Task to carry out.
Up to and including the line with "string; checked?: boolean;", write out the listing from its first line, minus the pictures.

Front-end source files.
^^^^

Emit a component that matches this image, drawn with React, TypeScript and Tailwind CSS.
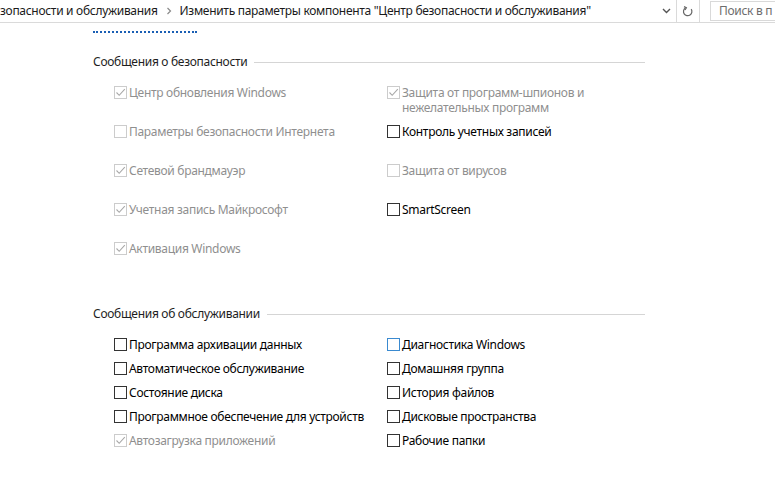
import React from "react";

type Item = { label: string; checked?: boolean; disabled?: boolean; focus?: boolean };

const security: [Item | null, Item | null][] = [
  [
    { label: "Центр обновления Windows", checked: true, disabled: true },
    { label: "Защита от программ-шпионов и нежелательных программ", checked: true, disabled: true },
  ],
  [
    { label: "Параметры безопасности Интернета", disabled: true },
    { label: "Контроль учетных записей" },
  ],
  [
    { label: "Сетевой брандмауэр", checked: true, disabled: true },
    { label: "Защита от вирусов", disabled: true },
  ],
  [
    { label: "Учетная запись Майкрософт", checked: true, disabled: true },
    { label: "SmartScreen" },
  ],
  [{ label: "Активация Windows", checked: true, disabled: true }, null],
];

const maintenance: [Item, Item][] = [
  [{ label: "Программа архивации данных" }, { label: "Диагностика Windows", focus: true }],
  [{ label: "Автоматическое обслуживание" }, { label: "Домашняя группа" }],
  [{ label: "Состояние диска" }, { label: "История файлов" }],
  [{ label: "Программное обеспечение для устройств" }, { label: "Дисковые пространства" }],
  [{ label: "Автозагрузка приложений", checked: true, disabled: true }, { label: "Рабочие папки" }],
];

function Checkbox({ item }: { item: Item }) {
  const border = item.disabled
    ? "border-[#cccccc]"
    : item.focus
      ? "border-[#3a8ad0]"
      : "border-[#333333]";
  return (
    <div className={`w-[13px] h-[13px] mt-[1px] shrink-0 border bg-white flex items-center justify-center ${border}`}>
      {item.checked && (
        <svg width="11" height="11" viewBox="0 0 11 11" fill="none">
          <path d="M1.5 5.5 L4.2 8.3 L9.8 2.2" stroke="#a8a8a8" strokeWidth="1.1" />
        </svg>
      )}
    </div>
  );
}

function Option({ item, wide }: { item: Item | null; wide?: boolean }) {
  if (!item) return <div />;
  return (
    <div className="flex items-start gap-[2px]">
      <Checkbox item={item} />
      <span
        className={`leading-[15px] ${wide ? "w-[255px]" : "w-[195px]"} ${
          item.disabled ? "text-[#8f8f8f]" : "text-black"
        }`}
      >
        {item.label}
      </span>
    </div>
  );
}

function SectionTitle({ title }: { title: string }) {
  return (
    <div className="flex items-center w-[552px] h-[16px]">
      <span className="text-[#1e1e1e] whitespace-nowrap">{title}</span>
      <div className="flex-1 ml-[7px] h-px bg-[#d5d5d5]" />
    </div>
  );
}

export default function App() {
  return (
    <div
      className="w-[775px] h-[494px] bg-white overflow-hidden text-[12px] tracking-[-0.3px]"
      style={{ fontFamily: '"Segoe UI", "Noto Sans", sans-serif' }}
    >
      {/* адресная строка */}
      <div className="flex items-center h-[23px] border-b border-[#dadada]">
        <div className="flex items-center h-full w-[700px] border-r border-[#dadada] overflow-hidden">
          <div className="flex-1 flex items-center whitespace-nowrap text-[#1a1a1a] overflow-hidden">
            <span>зопасности и обслуживания</span>
            <svg className="mx-[8px]" width="6" height="8" viewBox="0 0 6 8">
              <path d="M1.5 1 L4.5 4 L1.5 7" stroke="#8a8a8a" strokeWidth="1.2" fill="none" />
            </svg>
            <span>Изменить параметры компонента "Центр безопасности и обслуживания"</span>
          </div>
          <div className="w-[20px] flex items-center justify-center">
            <svg width="9" height="6" viewBox="0 0 9 6">
              <path d="M1 1 L4.5 4.5 L8 1" stroke="#555" strokeWidth="1.4" fill="none" />
            </svg>
          </div>
          <div className="w-px h-full bg-[#dadada]" />
          <div className="w-[22px] flex items-center justify-center">
            <svg width="12" height="13" viewBox="0 0 12 13" fill="none">
              <path d="M9.2 4.2 A4.2 4.2 0 1 1 3.4 3" stroke="#666" strokeWidth="1.2" />
              <path d="M2 1.6 L4.4 2.8 L3 5" stroke="#666" strokeWidth="1.2" />
            </svg>
          </div>
        </div>
        <div className="ml-[10px] h-[20px] flex-1 border border-r-0 border-[#d9d9d9] flex items-center pl-[8px] text-[#6d6d6d] whitespace-nowrap">
          Поиск в п
        </div>
      </div>

      <div className="pl-[93px]">
        <div className="w-[104px] mt-[8px] h-px border-b-2 border-dotted border-[#1a5fb4]" />

        <div className="mt-[21px]">
          <SectionTitle title="Сообщения о безопасности" />
        </div>
        <div className="ml-[21px] mt-[15px] grid grid-cols-[273px_260px]">
          {security.map((row, i) => (
            <React.Fragment key={i}>
              <div className="h-[39px]">
                <Option item={row[0]} wide />
              </div>
              <div className="h-[39px]">
                <Option item={row[1]} />
              </div>
            </React.Fragment>
          ))}
        </div>

        <div className="mt-[26px]">
          <SectionTitle title="Сообщения об обслуживании" />
        </div>
        <div className="ml-[21px] mt-[15px] grid grid-cols-[273px_260px]">
          {maintenance.map((row, i) => (
            <React.Fragment key={i}>
              <div className="h-[24px]">
                <Option item={row[0]} wide />
              </div>
              <div className="h-[24px]">
                <Option item={row[1]} />
              </div>
            </React.Fragment>
          ))}
        </div>
      </div>
    </div>
  );
}
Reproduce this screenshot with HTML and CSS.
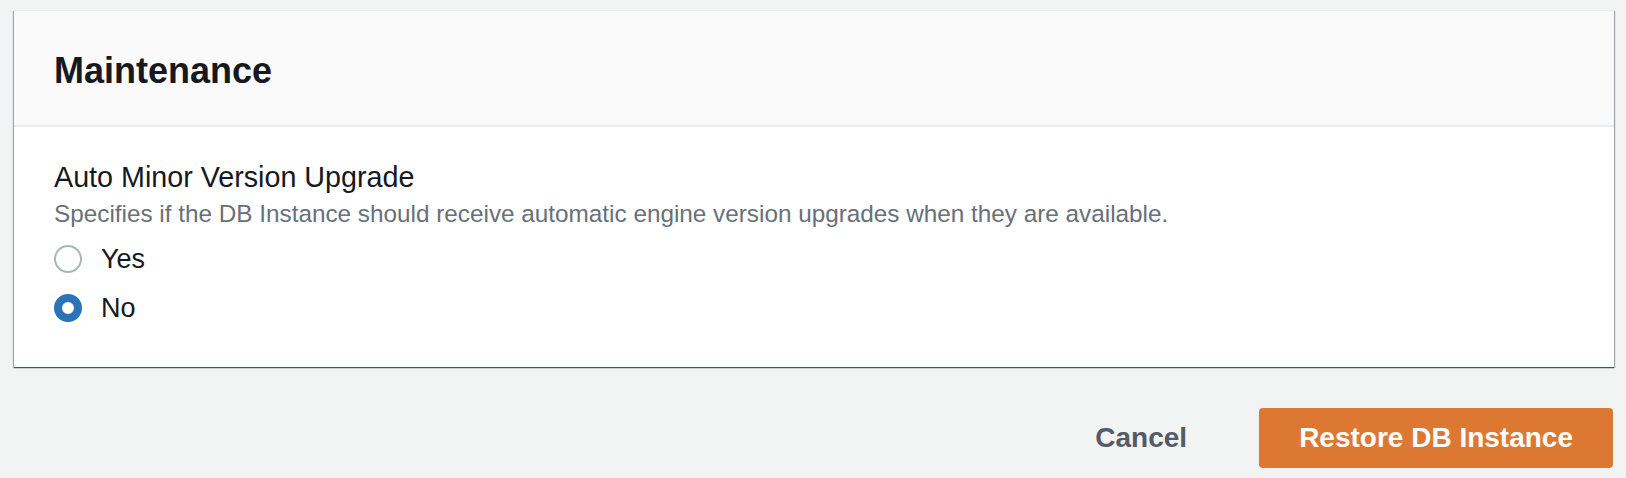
FILE: index.html
```html
<!DOCTYPE html>
<html lang="en">
<head>
<meta charset="utf-8">
<title>Maintenance</title>
<link rel="stylesheet" href="styles.css">
</head>
<body>
<div class="page">
  <section class="card">
    <header class="card-header">
      <h2 class="card-title">Maintenance</h2>
    </header>
    <div class="card-body">
      <div class="field-label">Auto Minor Version Upgrade</div>
      <div class="field-desc">Specifies if the DB Instance should receive automatic engine version upgrades when they are available.</div>
      <div class="radio-group">
        <label class="radio-row">
          <span class="radio"></span>
          <span class="radio-text">Yes</span>
        </label>
        <label class="radio-row">
          <span class="radio radio-checked"></span>
          <span class="radio-text">No</span>
        </label>
      </div>
    </div>
  </section>
  <div class="footer">
    <button class="btn-link" type="button">Cancel</button>
    <button class="btn-primary" type="button">Restore DB Instance</button>
  </div>
</div>
</body>
</html>
```

FILE: styles.css
```css
html, body {
  margin: 0;
  padding: 0;
  background: #f2f3f3;
  font-family: "Liberation Sans", Arial, sans-serif;
  color: #16191f;
}

.page {
  padding: 10px 12px 0 14px;
}

.card {
  background: #ffffff;
  border-top: 1px solid #eaeded;
  box-shadow: 0 1px 1px 0 rgba(0, 28, 36, 0.45),
              1px 1px 1px 0 rgba(0, 28, 36, 0.3),
              -1px 1px 1px 0 rgba(0, 28, 36, 0.3);
}

.card-header {
  background: #fafafa;
  border-bottom: 2px solid #eaeded;
  padding: 38px 40px 32px 40px;
}

.card-title {
  margin: 0;
  font-size: 36px;
  line-height: 44px;
  font-weight: 700;
  color: #16191f;
}

.card-body {
  padding: 33px 40px 42px 40px;
}

.field-label {
  font-size: 28.7px;
  line-height: 34px;
  color: #16191f;
}

.field-desc {
  margin-top: 5px;
  font-size: 24.3px;
  line-height: 30px;
  color: #687078;
}

.radio-group {
  margin-top: 13px;
  display: flex;
  flex-direction: column;
  gap: 15px;
}

.radio-row {
  display: flex;
  align-items: center;
  height: 34px;
}

.radio {
  box-sizing: border-box;
  width: 28px;
  height: 28px;
  border-radius: 50%;
  border: 2px solid #aab7b8;
  background: #ffffff;
  flex: none;
}

.radio-checked {
  border: 8px solid #2c73b8;
}

.radio-text {
  margin-left: 19px;
  font-size: 27px;
  line-height: 34px;
  color: #16191f;
}

.footer {
  display: flex;
  justify-content: flex-end;
  align-items: center;
  margin-top: 41px;
  padding-right: 1px;
}

.btn-link {
  background: none;
  border: none;
  font-family: inherit;
  font-size: 28px;
  font-weight: 700;
  color: #545b64;
  padding: 0;
  margin-right: 72px;
  height: 60px;
}

.btn-primary {
  background: #dd7832;
  border: none;
  border-radius: 4px;
  font-family: inherit;
  font-size: 28px;
  font-weight: 700;
  color: #ffffff;
  height: 60px;
  padding: 0 40px;
}
```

^^^^

Answer to this task.
Emit a component that matches this image, drawn with React, TypeScript and Tailwind CSS.
import React from "react";

type Item = { label: string; checked?: boolean; disabled?: boolean; focus?: boolean };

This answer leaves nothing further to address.